Gregory Peck is a great leader in a very crappy situation.
He has to hold against overwhelming odds but his superiors won’t send reinforcements (because of some BS UN crap, it also shows how bad it is to get involved in a war with the UN on your side).
It shows The Fog of War very well as the follow-up elements think they’re going to mop-up and hold a position and yet, have to fight their way through.
It’s called an anti-war movie, but it isn’t ,It just shows war very accurately (not in the SPR special effects way, but in the “This is how things happen in war” way).
Or better yet, show the kids some WWII war-propaganda stuff, like They Were Expendable or Bataan, where Soldiers (and Marines and Airmen and Sailors) soldier on against certain defeat, just hoping to slow down defeat to give America time to get our stuff together. Those two movies were about us getting our butts kicked in the Philippines and were made before MacArthur had “returned!”. When the issue was still in doubt.
Of course, since you deserve your boycott, you’ll probably ignore this comment.
Loved Band of Brothers, but hated Saving Private Ryan. Pretty much for the reasons our esteemed boycotter Veeshir wrote.
It was almost like Spielberg was trying to teach us that Ryan was the ONLY redeeming part of their journey.
I prefer older films, such as The Longest Day.
No, you guys are right. Cruel Wife said much the same thing and that she would not watch it.
I said “Ok, but do me a favor and watch the d-day landing. If you want to turn it off immediately after that I am way cool with it. But that scene is way powerful.”. I definitely see it as a good way to harsh someone’s mellow if they don’t pay attention to the fact that even though war is necessary, it totally is Hell.

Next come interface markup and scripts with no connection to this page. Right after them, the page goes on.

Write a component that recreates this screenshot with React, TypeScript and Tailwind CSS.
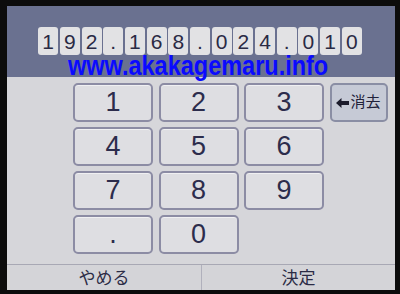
import React from "react";

const ip = "192.168.024.010".split("");

const keys = ["1", "2", "3", "4", "5", "6", "7", "8", "9", ".", "0"];

const keyClass =
  "flex items-center justify-center rounded-[5px] border-2 border-[#8c8ca4] bg-[#dedee2] text-[27px] text-[#2c2c4c] shadow-[inset_0_1px_0_#f0f0f2]";

const App: React.FC = () => {
  return (
    <div
      className="w-[400px] h-[294px] bg-[#0c0c0c] pt-[6px] pl-[7px] pr-[5px] pb-[4px]"
      style={{ fontFamily: '"Liberation Sans", "Noto Sans CJK JP", sans-serif' }}
    >
      <div className="relative w-full h-full flex flex-col bg-[#d6d6da] overflow-hidden">
        {/* IP display */}
        <div className="h-[71px] bg-[#6a7190] pt-[21px] flex justify-center pr-[2px]">
          <div className="flex gap-[1.7px] h-[28px]">
            {ip.map((c, i) => (
              <div
                key={i}
                className="w-[20px] h-[28px] rounded-[3px] bg-[#e2e2e4] flex items-center justify-center text-[21px] text-[#2a2a44] leading-none"
              >
                {c}
              </div>
            ))}
          </div>
        </div>

        {/* keypad */}
        <div className="flex-1 pt-[6px] pl-[66px] flex gap-x-[5.5px] items-start">
          <div className="grid grid-cols-[80px_80px_80px] grid-rows-[39px_39px_39px_39px] gap-x-[5.5px] gap-y-[5px]">
            {keys.map((k) => (
              <button key={k} className={keyClass}>
                {k}
              </button>
            ))}
          </div>
          <button className="w-[58px] h-[39px] flex items-center justify-center gap-[1px] rounded-[5px] border-2 border-[#8a8ea4] bg-[#c6cad6] text-[15px] text-[#22223a]">
            <svg width="13" height="10" viewBox="0 0 13 10">
              <path d="M0 5 L5.5 0 L5.5 3 L13 3 L13 7 L5.5 7 L5.5 10 Z" fill="#1c1c2c" />
            </svg>
            <span>消去</span>
          </button>
        </div>

        {/* bottom bar */}
        <div className="h-[26px] flex border-t border-[#a8a8b4] bg-[#d4d4d8] text-[17px] text-[#2c2c46]">
          <div className="w-[195px] flex items-center justify-center border-r border-[#b0b0bc] pt-[2px]">
            やめる
          </div>
          <div className="flex-1 flex items-center justify-center pt-[2px]">決定</div>
        </div>

        {/* watermark */}
        <div className="absolute left-[61px] top-[47px] text-[27px] font-bold text-[#0a0aff] leading-none whitespace-nowrap origin-left scale-x-[0.87]">
          www.akakagemaru.info
        </div>
      </div>
    </div>
  );
};

export default App;
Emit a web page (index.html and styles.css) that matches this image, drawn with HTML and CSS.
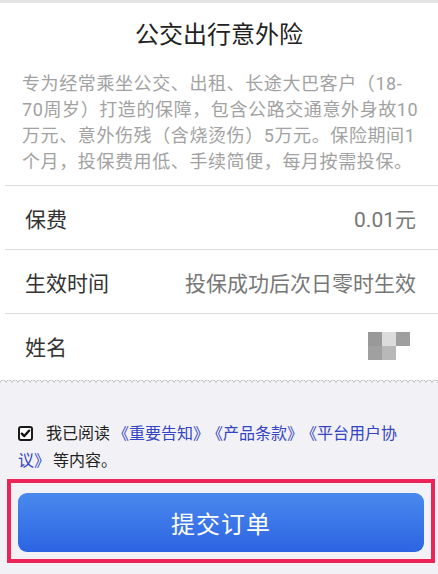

Anti-war movies are just as instructional because you can point it out to your kids as.a can-of-bullshit piece of propaganda.
Where ever did you get the idea that I ignore you, veesh? I don’t respect you, which is an altogether different beast… And I don’t inspect the spam bucket very often.
And I don’t inspect the spam bucket very often.
You should probably just be honest and call it the “Veeshir Bucket”.
As for the respect/ignore bit.
As Ghandi said,
First they ignore you, then they laugh at you, then you kick them in the nads and then you point and laugh. .
Fantastic! The veeshir bucket it is!
Could I really ignore you? No, because then I wouldn’t be able to insult you and life would get a little sadder every day for that.
I didn’t realize Ghandi was a big ‘nad kicker. You learn something new every day, don’t you?
OT but semi-related…
I have a job I won’t be keeping for very long for unrelated reasons, but there’s a guy there who I just don’t get along with (I know, shocking). He’s kind of a smug type who’s sure he’s the smartest person in the room and you’re not all that bright. One of his ‘things’ is to tell you the blatantly obvious as if he’s imparting Wisdom.
So I overheard him talking to someone about his cherished TI the other day.
Made me laugh it did.
I now have a mental picture for when I boycott you.
Well, when you boycott me I’d love to hea… wait. I’ve already been triple double-secret boycotted by you so is there an as-yet unheard level of misery to come? Ouchie.
You know the Hugh Laurie quote? “Try this… next time you’re at a meeting, look around the room. If you cannot immediately spot the asshole, it’s you.”
I have a hard time finding them.
Hang on. Did you say his “cherished TI”?? Oh, I know those types. They usually pee on themselves when using urinals and wear mismatched socks.